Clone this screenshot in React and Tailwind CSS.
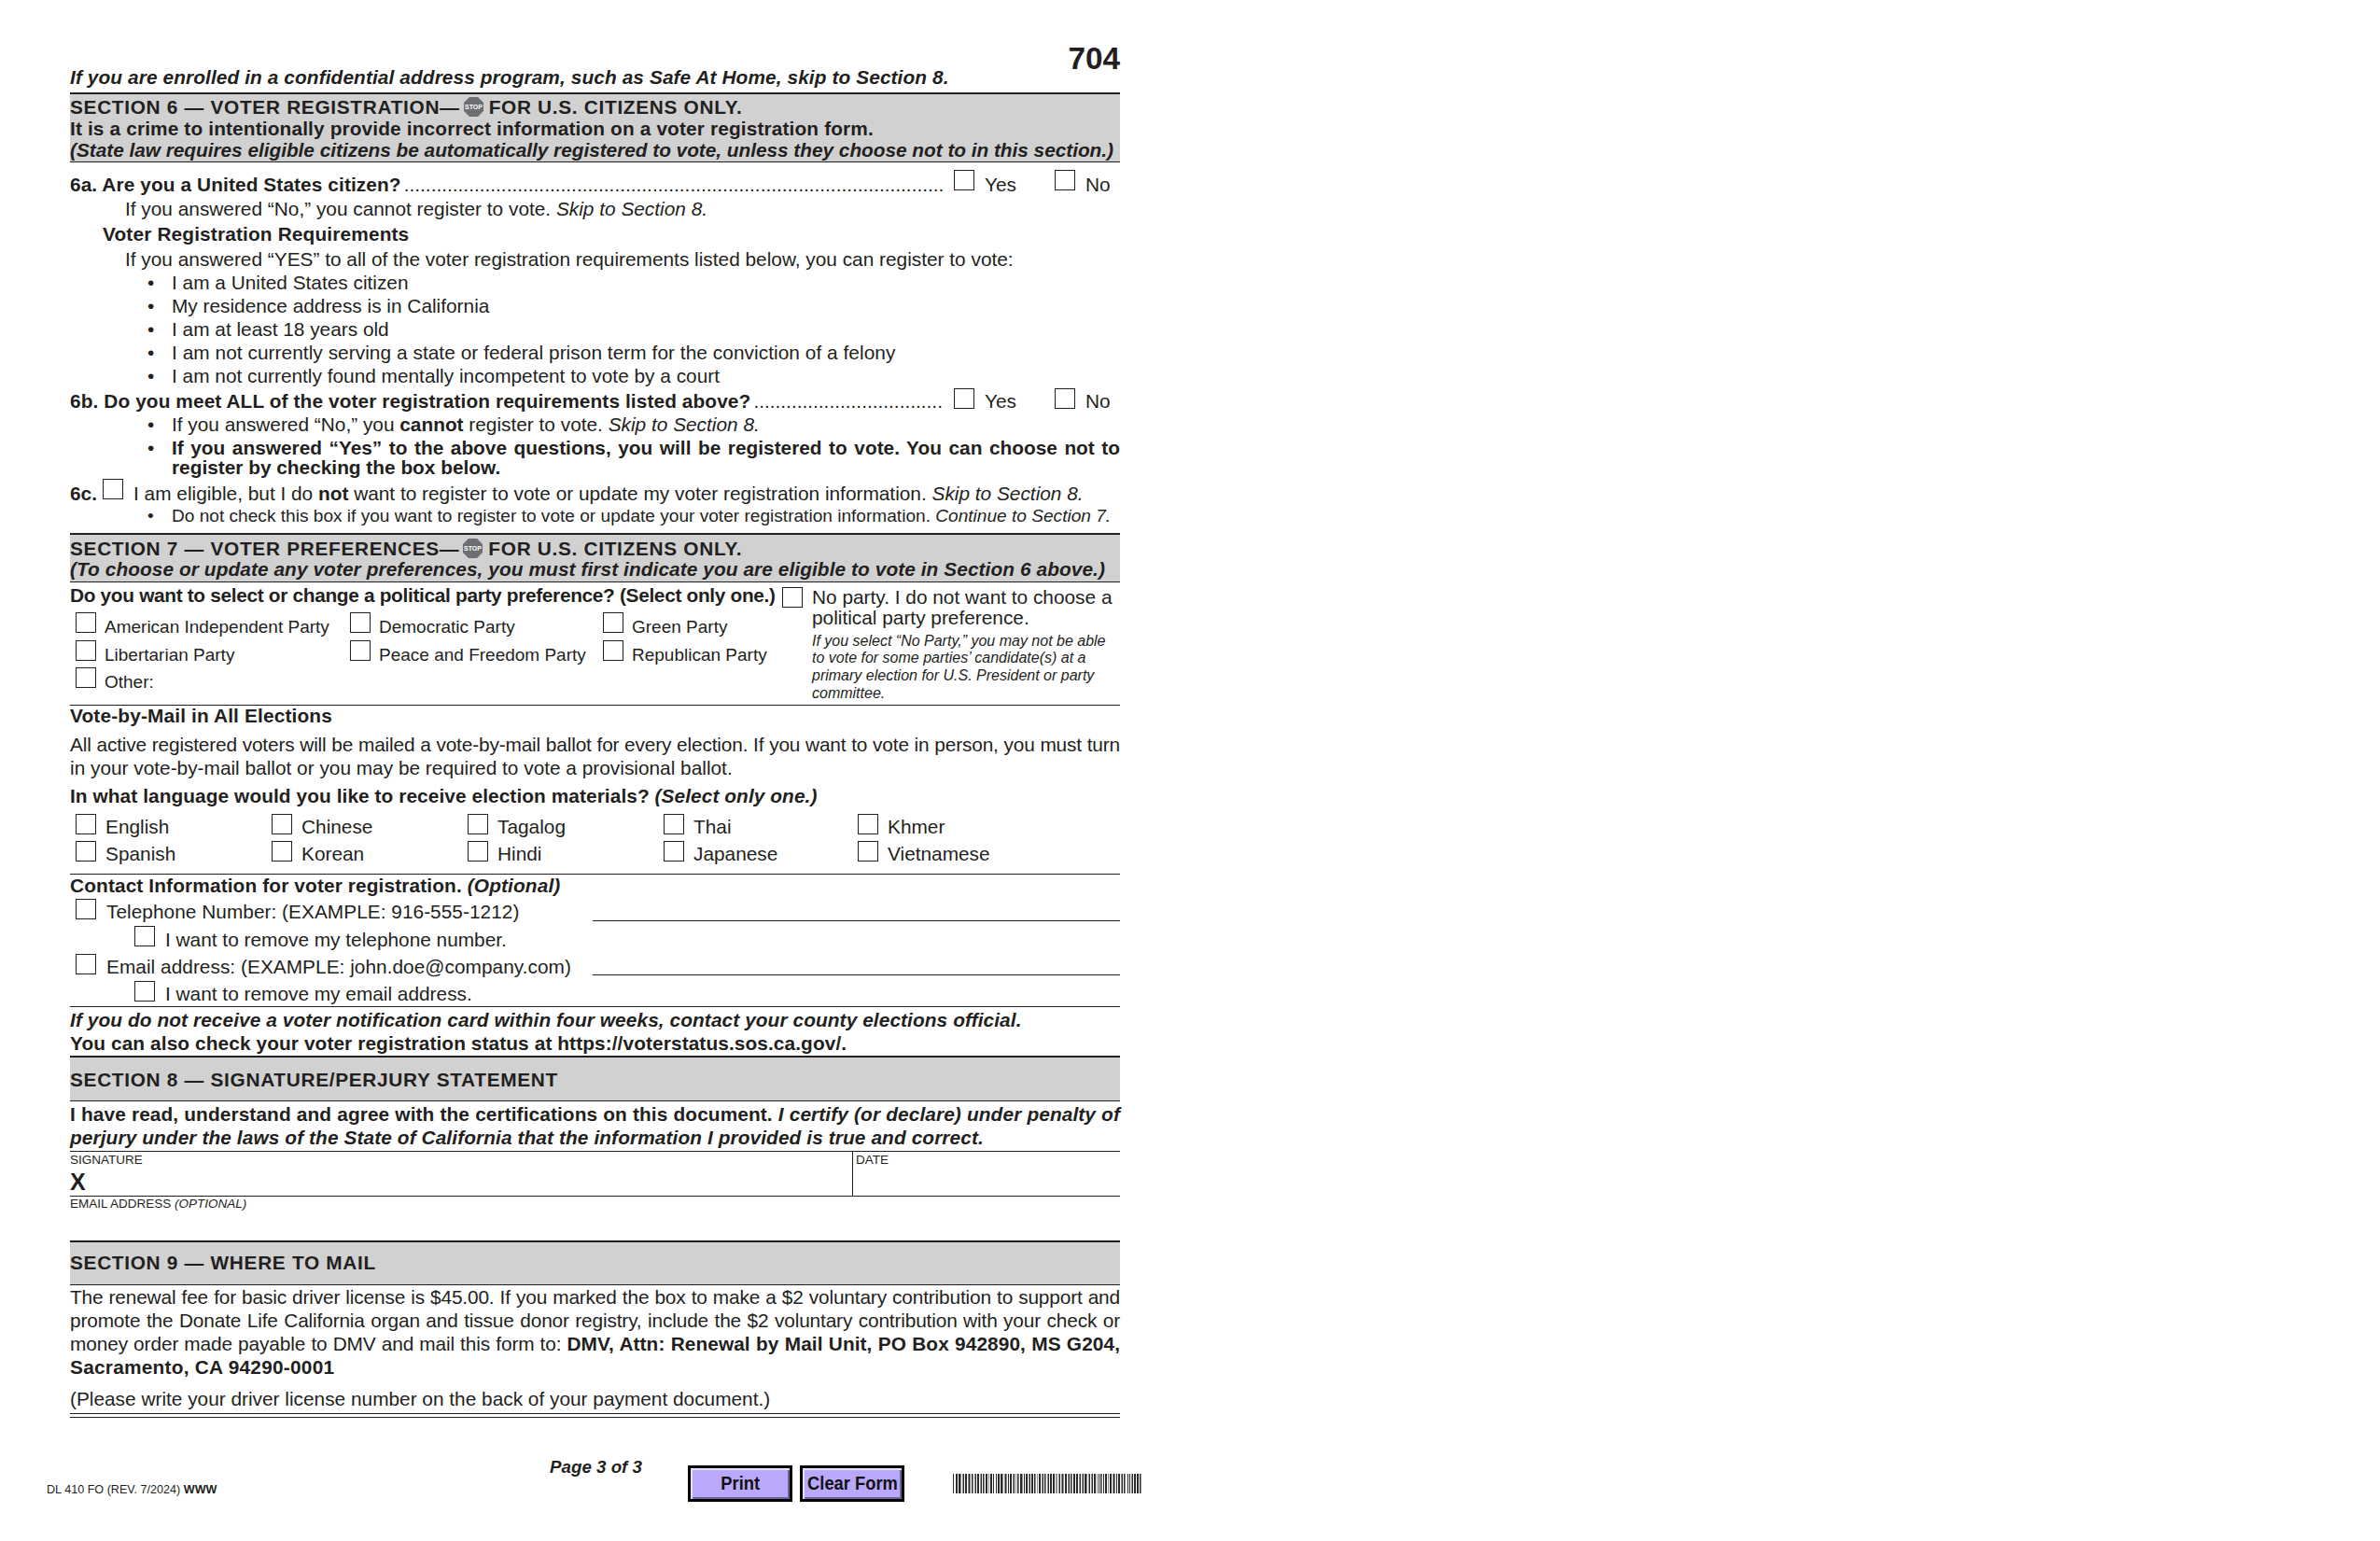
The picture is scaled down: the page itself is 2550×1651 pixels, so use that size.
import React from "react";

const Box = ({ className = "" }) => (
  <span className={"block w-[22px] h-[22px] shrink-0 border-[1.5px] border-[#231f20] " + className} />
);

const Stop = () => (
  <svg width="21" height="21" viewBox="0 0 21 21" className="inline-block -mt-[3px] ml-[4px] mr-[6px]">
    <polygon points="6,0 15,0 21,6 21,15 15,21 6,21 0,15 0,6" fill="#6d6e71" />
    <text x="10.5" y="13.2" textAnchor="middle" fontSize="7" fontWeight="700" letterSpacing="0" fill="#fff" fontFamily="Liberation Sans, sans-serif">STOP</text>
  </svg>
);

const Bullet = ({ className = "", children }) => (
  <div className={"flex pl-[83px] h-[25px] leading-[25px] " + className}>
    <span className="w-[26px] shrink-0">•</span>
    <span className="whitespace-nowrap">{children}</span>
  </div>
);

const YesNo = ({ off }) => (
  <div className="flex w-[182px] shrink-0 ml-auto">
    <Box className={"ml-[4px] " + off} />
    <span className="ml-[11px] w-[75px]">Yes</span>
    <Box className={off} />
    <span className="ml-[11px]">No</span>
  </div>
);

const Party = ({ label }) => (
  <div className="flex gap-[9px]">
    <Box />
    <span className="pt-[3px] whitespace-nowrap text-[19px] leading-[25px] h-[25px]">{label}</span>
  </div>
);

const Lang = ({ label }) => (
  <div className="flex gap-[10px]">
    <Box />
    <span className="pt-[1px] whitespace-nowrap leading-[25px]">{label}</span>
  </div>
);

const BAR =
  "#..##.##+.+#.##.+#+.#+.+#.##.+#.#+.##.+.##.#..#.##.##+.+#+.#.##.+#.+.#+.##+.#.##.+#.##.#+.+.##.+#.#+.+#.##.##.++.+#.+#+.##.+#.#+.##.##.+#.+#.##+.+#.+#.##.+.#.#+.#.##.+.##.+#+.#.##.+#.#+..#.#.+#.##.##.#+";

const Barcode = () => (
  <svg width="204" height="21" viewBox="0 0 204 21" className="block">
    {BAR.split("").map((c, i) =>
      c === "." ? null : <rect key={i} x={i} y="0" width="1" height="21" fill={c === "#" ? "#2a2a2a" : "#8f8f8f"} />
    )}
  </svg>
);

const Button = ({ children }) => (
  <div className="w-[112px] h-[39px] shrink-0 border-[3px] border-black bg-[#b9a8fb] flex items-center justify-center font-bold text-[19.5px] text-[#111] shadow-[inset_2px_2px_0_#e6dfff,inset_-2px_-2px_0_#6f6496]">
    <span className="inline-block scale-x-[0.94]">{children}</span>
  </div>
);

export default function App() {
  return (
    <div className="w-[2550px] h-[1651px] overflow-hidden bg-white pl-[75px] pt-[46px] text-[#231f20] text-[20.83px] font-['Liberation_Sans',Arial,sans-serif]">
      <div className="w-[1125px]">
        <div className="flex justify-between h-[52.5px]">
          <div className="self-end mb-[4px] font-bold italic leading-[25px] tracking-[0.1px]">If you are enrolled in a confidential address program, such as Safe At Home, skip to Section 8.</div>
          <div className="font-bold text-[33.33px] leading-[33px]">704</div>
        </div>

        <div className="bg-[#d1d1d1] border-t-2 border-b-[1.5px] border-[#231f20] pt-[2px] pb-[1.5px] font-bold leading-[23px] whitespace-nowrap">
          <div className="tracking-[0.68px]">SECTION 6 — VOTER REGISTRATION—<Stop />FOR U.S. CITIZENS ONLY.</div>
          <div className="tracking-[0.14px]">It is a crime to intentionally provide incorrect information on a voter registration form.</div>
          <div className="italic tracking-[-0.03px]">(State law requires eligible citizens be automatically registered to vote, unless they choose not to in this section.)</div>
        </div>

        <div className="flex h-[25px] leading-[25px] mt-[10.5px]">
          <span className="font-bold whitespace-nowrap shrink-0 tracking-[0.1px]">6a. Are you a United States citizen?</span>
          <span className="whitespace-nowrap ml-[3px]">{".".repeat(100)}</span>
          <YesNo off="-mt-[2.5px]" />
        </div>
        <div className="pl-[59px] h-[25px] leading-[25px] mt-[1.5px]">If you answered “No,” you cannot register to vote. <i>Skip to Section 8.</i></div>
        <div className="pl-[35px] h-[25px] leading-[25px] mt-[2px] font-bold tracking-[0.15px]">Voter Registration Requirements</div>
        <div className="pl-[59px] h-[25px] leading-[25px] mt-[2px]">If you answered “YES” to all of the voter registration requirements listed below, you can register to vote:</div>
        <Bullet>I am a United States citizen</Bullet>
        <Bullet>My residence address is in California</Bullet>
        <Bullet>I am at least 18 years old</Bullet>
        <Bullet className="tracking-[0.05px]">I am not currently serving a state or federal prison term for the conviction of a felony</Bullet>
        <Bullet>I am not currently found mentally incompetent to vote by a court</Bullet>
        <div className="flex h-[25px] leading-[25px] mt-[2px]">
          <span className="font-bold whitespace-nowrap shrink-0 tracking-[0.1px]">6b. Do you meet ALL of the voter registration requirements listed above?</span>
          <span className="whitespace-nowrap ml-[3px]">{".".repeat(35)}</span>
          <YesNo off="-mt-[1px]" />
        </div>
        <Bullet>If you answered “No,” you <b>cannot</b> register to vote. <i>Skip to Section 8.</i></Bullet>
        <div className="flex pl-[83px] leading-[21px] mt-[2px]">
          <span className="w-[26px] shrink-0">•</span>
          <span className="font-bold text-justify">If you answered “Yes” to the above questions, you will be registered to vote. You can choose not to register by checking the box below.</span>
        </div>
        <div className="flex h-[25px] leading-[25px] mt-[4.5px] whitespace-nowrap">
          <span className="font-bold w-[35px] shrink-0">6c.</span>
          <Box className="-mt-[2.5px]" />
          <span className="ml-[11px]">I am eligible, but I do <b>not</b> want to register to vote or update my voter registration information. <i>Skip to Section 8.</i></span>
        </div>
        <Bullet className="-mt-[0.8px] text-[19.1px]">Do not check this box if you want to register to vote or update your voter registration information. <i>Continue to Section 7.</i></Bullet>

        <div className="mt-[6px] bg-[#d1d1d1] border-t-2 border-b-[1.5px] border-[#231f20] pt-[4px] pb-[2px] font-bold leading-[22px] whitespace-nowrap">
          <div className="tracking-[0.68px]">SECTION 7 — VOTER PREFERENCES—<Stop />FOR U.S. CITIZENS ONLY.</div>
          <div className="italic tracking-[0.08px]">(To choose or update any voter preferences, you must first indicate you are eligible to vote in Section 6 above.)</div>
        </div>

        <div className="flex h-[132px] border-b-[1.5px] border-[#231f20]">
          <div className="w-[763px] shrink-0">
            <div className="mt-[1.5px] font-bold leading-[25px] h-[25px] whitespace-nowrap tracking-[-0.32px]">Do you want to select or change a political party preference? (Select only one.)</div>
            <div className="mt-[6px] ml-[6px] grid grid-cols-[294px_271px_auto] grid-rows-[30px_29px_25px]">
              <Party label="American Independent Party" />
              <Party label="Democratic Party" />
              <Party label="Green Party" />
              <Party label="Libertarian Party" />
              <Party label="Peace and Freedom Party" />
              <Party label="Republican Party" />
              <Party label="Other:" />
            </div>
          </div>
          <Box className="mt-[5px]" />
          <div className="ml-[10px] pt-[5px]">
            <div className="leading-[22px] whitespace-nowrap">No party. I do not want to choose a<br />political party preference.</div>
            <div className="mt-[5px] italic text-[16px] leading-[18.75px] whitespace-nowrap">
              If you select “No Party,” you may not be able<br />to vote for some parties’ candidate(s) at a<br />primary election for U.S. President or party<br />committee.
            </div>
          </div>
        </div>

        <div className="mt-[1.5px] font-bold leading-[19px] tracking-[0.15px]">Vote-by-Mail in All Elections</div>
        <div className="mt-[9px] leading-[25px]">
          <div className="[text-align-last:justify] tracking-[-0.15px]">All active registered voters will be mailed a vote-by-mail ballot for every election. If you want to vote in person, you must turn</div>
          <div>in your vote-by-mail ballot or you may be required to vote a provisional ballot.</div>
        </div>
        <div className="mt-[4.5px] leading-[25px] font-bold tracking-[0.08px]">In what language would you like to receive election materials? <i>(Select only one.)</i></div>
        <div className="mt-[7px] ml-[6px] grid grid-cols-[210px_210px_210px_208px_auto] grid-rows-[29px_25px]">
          <Lang label="English" />
          <Lang label="Chinese" />
          <Lang label="Tagalog" />
          <Lang label="Thai" />
          <Lang label="Khmer" />
          <Lang label="Spanish" />
          <Lang label="Korean" />
          <Lang label="Hindi" />
          <Lang label="Japanese" />
          <Lang label="Vietnamese" />
        </div>
        <div className="mt-[9.8px] border-t-[1.5px] border-[#231f20]" />

        <div className="pt-[0.7px] font-bold leading-[23px] tracking-[0.13px]">Contact Information for voter registration. <i>(Optional)</i></div>
        <div className="mt-[2.5px] flex h-[24.5px] pl-[6px]">
          <Box />
          <span className="ml-[11px] pt-[1px] leading-[25px] whitespace-nowrap tracking-[0.03px]">Telephone Number: (EXAMPLE: 916-555-1212)</span>
          <div className="ml-auto w-[565px] h-[24.5px] border-b-[1.5px] border-[#231f20]" />
        </div>
        <div className="mt-[4.5px] flex h-[27px] pl-[69px]">
          <Box />
          <span className="ml-[11px] pt-[2px] leading-[25px] whitespace-nowrap">I want to remove my telephone number.</span>
        </div>
        <div className="mt-[3px] flex h-[23.5px] pl-[6px]">
          <Box />
          <span className="ml-[11px] pt-[1px] leading-[25px] whitespace-nowrap tracking-[0.03px]">Email address: (EXAMPLE: john.doe@company.com)</span>
          <div className="ml-auto w-[565px] h-[23.5px] border-b-[1.5px] border-[#231f20]" />
        </div>
        <div className="mt-[5.5px] flex h-[25px] pl-[69px]">
          <Box />
          <span className="ml-[11px] pt-[1px] leading-[25px] whitespace-nowrap">I want to remove my email address.</span>
        </div>
        <div className="mt-[2px] border-t-[1.5px] border-[#231f20]" />

        <div className="mt-[1px] leading-[25px] font-bold">
          <div className="italic tracking-[0.09px]">If you do not receive a voter notification card within four weeks, contact your county elections official.</div>
          <div className="tracking-[0.1px]">You can also check your voter registration status at https://voterstatus.sos.ca.gov/.</div>
        </div>

        <div className="mt-[1.7px] h-[48.5px] bg-[#d1d1d1] border-t-2 border-b-[1.5px] border-[#231f20] pt-[10.8px] font-bold leading-[25px] tracking-[0.68px]">SECTION 8 — SIGNATURE/PERJURY STATEMENT</div>

        <div className="mt-[1px] leading-[25px] font-bold text-justify tracking-[0.1px]">I have read, understand and agree with the certifications on this document. <i>I certify (or declare) under penalty of perjury under the laws of the State of California that the information I provided is true and correct.</i></div>

        <div className="mt-[1.7px] flex h-[49.5px] border-t-[1.5px] border-b-[1.5px] border-[#231f20]">
          <div className="w-[839px] border-r border-[#231f20] pt-[2.3px]">
            <div className="text-[13.5px] leading-[14px]">SIGNATURE</div>
            <div className="mt-[4px] text-[25px] leading-[25px] font-bold">X</div>
          </div>
          <div className="pl-[3px] pt-[2.3px] text-[13.5px] leading-[14px]">DATE</div>
        </div>
        <div className="pt-[1px] text-[13.5px] leading-[14px]">EMAIL ADDRESS <i>(OPTIONAL)</i></div>

        <div className="mt-[32px] h-[48px] bg-[#d1d1d1] border-t-2 border-b-[1.5px] border-[#231f20] pt-[8.9px] font-bold leading-[25px] tracking-[0.68px]">SECTION 9 — WHERE TO MAIL</div>

        <div className="leading-[25px]">
          <div className="[text-align-last:justify] tracking-[-0.15px]">The renewal fee for basic driver license is $45.00. If you marked the box to make a $2 voluntary contribution to support and</div>
          <div className="[text-align-last:justify] tracking-[-0.15px]">promote the Donate Life California organ and tissue donor registry, include the $2 voluntary contribution with your check or</div>
          <div className="[text-align-last:justify] tracking-[-0.1px]">money order made payable to DMV and mail this form to: <b className="tracking-[0.08px]">DMV, Attn: Renewal by Mail Unit, PO Box 942890, MS G204,</b></div>
          <div className="font-bold tracking-[0.25px]">Sacramento, CA 94290-0001</div>
        </div>
        <div className="mt-[9px] leading-[25px]">(Please write your driver license number on the back of your payment document.)</div>
        <div className="mt-[2.7px] border-t-[1.5px] border-[#231f20]" />
        <div className="mt-[3.5px] border-t-[1.5px] border-[#231f20]" />

        <div className="-ml-[25px] w-[1200px] mt-[40px] flex items-start whitespace-nowrap">
          <div className="w-[539px] shrink-0 pt-[29.3px] text-[12.6px] leading-[14px]">DL 410 FO (REV. 7/2024) <b>WWW</b></div>
          <div className="w-[148px] shrink-0 font-bold italic text-[18.75px] leading-[25px]">Page 3 of 3</div>
          <div className="mt-[11px] flex gap-[8px] shrink-0">
            <Button>Print</Button>
            <Button>Clear Form</Button>
          </div>
          <div className="ml-[52px] mt-[20px] shrink-0"><Barcode /></div>
        </div>
      </div>
    </div>
  );
}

|---|

#### What you are asked to do:
Output nothing but the number of lines in the data containing the string "React".

#### Solution to this task:
2